# Given data

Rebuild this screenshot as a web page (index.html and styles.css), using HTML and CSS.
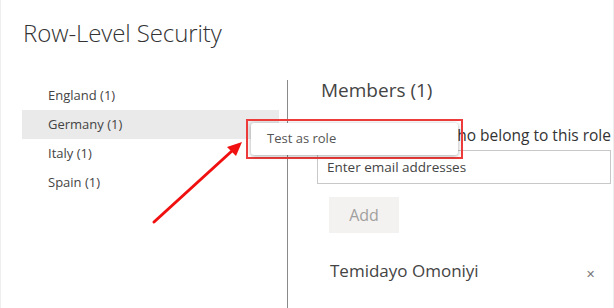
FILE: index.html
```html
<!DOCTYPE html>
<html>
<head>
<meta charset="utf-8">
<link rel="stylesheet" href="styles.css">
</head>
<body>
<div class="page">
  <h1 class="title">Row-Level Security</h1>
  <div class="main">
    <nav class="roles">
      <div class="role">England (1)</div>
      <div class="role selected">Germany (1)</div>
      <div class="role">Italy (1)</div>
      <div class="role">Spain (1)</div>
    </nav>
    <section class="pane">
      <h2 class="members">Members (1)</h2>
      <p class="hint"><span class="covered">People or groups w</span>ho belong to this role</p>
      <div class="input">Enter email addresses</div>
      <button class="add">Add</button>
      <div class="member">
        <span>Temidayo Omoniyi</span>
        <span class="close">&#x2715;</span>
      </div>
    </section>
  </div>
  <div class="callout">
    <div class="menu">Test as role</div>
  </div>
  <svg class="arrow" width="614" height="308" viewBox="0 0 614 308">
    <line x1="153" y1="222" x2="232" y2="150" stroke="#f01010" stroke-width="3" stroke-linecap="round"/>
    <polygon points="241,142 226,147 235,156" fill="#f01010"/>
  </svg>
</div>
</body>
</html>
```
FILE: styles.css
```css
* { box-sizing: border-box; }
html, body { margin: 0; padding: 0; background: #fff; }
body { font-family: "Open Sans", "Noto Sans", sans-serif; color: #333; }
.page { position: relative; width: 614px; height: 308px; overflow: hidden; border-left: 1px solid #eee; border-right: 1px solid #eee; }
.title { margin: 0; padding: 16px 0 0 22px; font-size: 24px; font-weight: 300; line-height: 34px; color: #333; letter-spacing: -0.1px; }
.main { display: flex; margin-top: 30px; height: 228px; }
.roles { flex: none; width: 286px; padding: 1px 8px 0 21px; }
.role { height: 29px; line-height: 29px; padding-left: 26px; font-size: 13px; color: #444; }
.role.selected { background: #eaeaea; }
.pane { flex: 1; min-width: 0; border-left: 1px solid #8a8a8a; padding: 0 0 0 29px; }
.members { margin: 0; font-size: 19px; font-weight: 400; line-height: 20px; color: #444; padding-left: 4px; }
.hint { margin: 24px 0 0; width: 294px; font-size: 15.5px; line-height: 22px; color: #333; white-space: nowrap; text-align: right; }
.covered { visibility: hidden; }
.input { margin-top: 4px; width: 294px; height: 34px; border: 1px solid #c8c8c8; padding-left: 9px; line-height: 32px; font-size: 13.5px; color: #444; }
.add { display: block; margin: 13px 0 0 12px; width: 70px; height: 36px; border: 0; background: #f3f2f1; color: #a19f9d; font-family: inherit; font-size: 16px; }
.member { display: flex; justify-content: space-between; align-items: center; margin-top: 25px; padding-left: 13px; width: 278px; height: 24px; font-size: 17px; color: #444; }
.close { font-size: 11px; color: #777; padding-top: 6px; }
.callout { position: absolute; left: 245px; top: 119px; width: 217px; height: 40px; border: 2px solid #ee3b3b; padding: 2px 3px 2px 3px; }
.menu { height: 100%; background: #fff; border-radius: 3px; box-shadow: 0 1px 4px rgba(0,0,0,0.35); padding-left: 16px; font-size: 13px; line-height: 30px; color: #555; }
.arrow { position: absolute; left: 0; top: 0; pointer-events: none; }
```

# Problem
Reproduce the full listing faithfully, but do not carry over any pictures.

# Exercise output
Rebuild this screenshot as a web page (index.html and styles.css), using HTML and CSS.
FILE: index.html
```html
<!DOCTYPE html>
<html>
<head>
<meta charset="utf-8">
<link rel="stylesheet" href="styles.css">
</head>
<body>
<div class="page">
  <h1 class="title">Row-Level Security</h1>
  <div class="main">
    <nav class="roles">
      <div class="role">England (1)</div>
      <div class="role selected">Germany (1)</div>
      <div class="role">Italy (1)</div>
      <div class="role">Spain (1)</div>
    </nav>
    <section class="pane">
      <h2 class="members">Members (1)</h2>
      <p class="hint"><span class="covered">People or groups w</span>ho belong to this role</p>
      <div class="input">Enter email addresses</div>
      <button class="add">Add</button>
      <div class="member">
        <span>Temidayo Omoniyi</span>
        <span class="close">&#x2715;</span>
      </div>
    </section>
  </div>
  <div class="callout">
    <div class="menu">Test as role</div>
  </div>
  <svg class="arrow" width="614" height="308" viewBox="0 0 614 308">
    <line x1="153" y1="222" x2="232" y2="150" stroke="#f01010" stroke-width="3" stroke-linecap="round"/>
    <polygon points="241,142 226,147 235,156" fill="#f01010"/>
  </svg>
</div>
</body>
</html>
```
FILE: styles.css
```css
* { box-sizing: border-box; }
html, body { margin: 0; padding: 0; background: #fff; }
body { font-family: "Open Sans", "Noto Sans", sans-serif; color: #333; }
.page { position: relative; width: 614px; height: 308px; overflow: hidden; border-left: 1px solid #eee; border-right: 1px solid #eee; }
.title { margin: 0; padding: 16px 0 0 22px; font-size: 24px; font-weight: 300; line-height: 34px; color: #333; letter-spacing: -0.1px; }
.main { display: flex; margin-top: 30px; height: 228px; }
.roles { flex: none; width: 286px; padding: 1px 8px 0 21px; }
.role { height: 29px; line-height: 29px; padding-left: 26px; font-size: 13px; color: #444; }
.role.selected { background: #eaeaea; }
.pane { flex: 1; min-width: 0; border-left: 1px solid #8a8a8a; padding: 0 0 0 29px; }
.members { margin: 0; font-size: 19px; font-weight: 400; line-height: 20px; color: #444; padding-left: 4px; }
.hint { margin: 24px 0 0; width: 294px; font-size: 15.5px; line-height: 22px; color: #333; white-space: nowrap; text-align: right; }
.covered { visibility: hidden; }
.input { margin-top: 4px; width: 294px; height: 34px; border: 1px solid #c8c8c8; padding-left: 9px; line-height: 32px; font-size: 13.5px; color: #444; }
.add { display: block; margin: 13px 0 0 12px; width: 70px; height: 36px; border: 0; background: #f3f2f1; color: #a19f9d; font-family: inherit; font-size: 16px; }
.member { display: flex; justify-content: space-between; align-items: center; margin-top: 25px; padding-left: 13px; width: 278px; height: 24px; font-size: 17px; color: #444; }
.close { font-size: 11px; color: #777; padding-top: 6px; }
.callout { position: absolute; left: 245px; top: 119px; width: 217px; height: 40px; border: 2px solid #ee3b3b; padding: 2px 3px 2px 3px; }
.menu { height: 100%; background: #fff; border-radius: 3px; box-shadow: 0 1px 4px rgba(0,0,0,0.35); padding-left: 16px; font-size: 13px; line-height: 30px; color: #555; }
.arrow { position: absolute; left: 0; top: 0; pointer-events: none; }
```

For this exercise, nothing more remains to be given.